The warning signs are everywhere. Britain’s economy shrank again in May, following a drop in April, with retail sales collapsing as cash-strapped shoppers stay home. Gilt yields are climbing to financial crisis levels, the pound is sliding, and markets are betting on emergency interest rate cuts as the Bank of England battles to save the economy.
How does Reeves respond? By robotically insisting she’s “fixed the foundations”, while they crumble like a rickety wooden railway bridge. The country feels broken. Petty crime runs rampant, while the police are nowhere to be seen. Illegal immigration is surging and PM Keir Starmer has caved into France over immigrant returns, just like he’s caved into every foreign government he’s dealt with, starting with the mighty Chagos islands.
Militant junior “resident” doctors are preparing yet another crippling strike, demanding a 29% pay rise on top of last year’s 22%. That will swallow up much of the extra cash Reeves has thrown at the NHS.
Britain is now a land of strikes, surging welfare, and collapsing public trust.
Millionaires are fleeing in droves and the tax base is shrinking. As public services fail, anger is building. Debt is soaring and the interest bill costs us £9billion a month. Someone needs to take charge. But who, exactly, is in control?
It certainly isn’t Rachel Reeves.
Our hapless Chancellor is pushing buttons and pulling levers, but always the wrong ones. Instead of getting the train back on track, she’s accelerating the decline.
Labour’s national insurance hikes have destroyed hundreds of thousands of jobs. Now the National Trust has blamed the policy for axing 550 roles.
Reeves has presided over one U-turn after another. On the winter fuel payment, disability benefit cuts, and now her absurd plan to slash the Cash ISA allowance.
Now she’s going to hit us for at least £20billion of new taxes in her autumn Budget, despite promising she wouldn’t.
She should stamp out all talk of a wealth tax, as should Keir Starmer. Neither have. Instead, we face months of damaging speculation, driving yet more wealth out of the country.
That’s on top of Labour’s inheritance tax raid on non-doms, which has already triggered an exodus of high earners – leaving ordinary taxpayers to plug the gap.
Why would anyone with money want to stay here, as the Labour left wages class war and Angela Rayner drafts rival tax policies from the wings?
The Deputy PM is demanding fresh crackdowns on landlords, employers and the better-off, while pushing through a workers’ rights bill that hands even more power to the unions. And all Reeved does in response to all this is spout yet more nonsense.
The Chancellor is paralysed at the controls, too scared to touch anything in case it blows up in her face. The buffers are approaching fast.
Meanwhile, the global economy is slowing, just as investors drive stock prices to record highs. Many analysts now expect a crash in August, a jolt that could send Britain over the edge.

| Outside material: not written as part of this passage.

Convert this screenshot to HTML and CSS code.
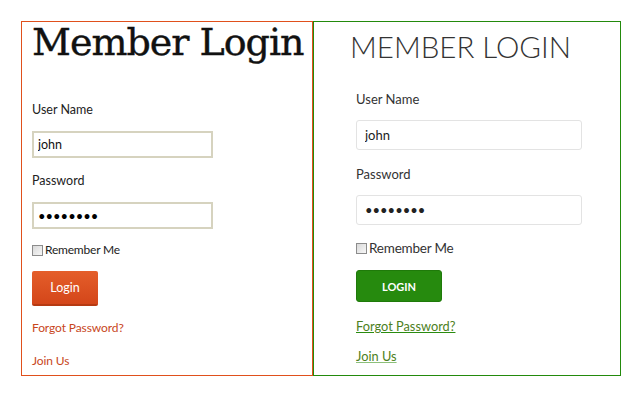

Like the darkest days of the 1970s, we face industrial chaos, tax flight and a hostile environment for business. Labour has done it again. But this time, there’s no Margaret Thatcher waiting in the wings.
Rachel Reeves is still in the cab but the brakes have failed, the controls aren’t responding, and the warning lights are flashing red.
Everything she touches only makes things worse. There’s only one place this runaway train is going to end up. And it’ll take us all with it.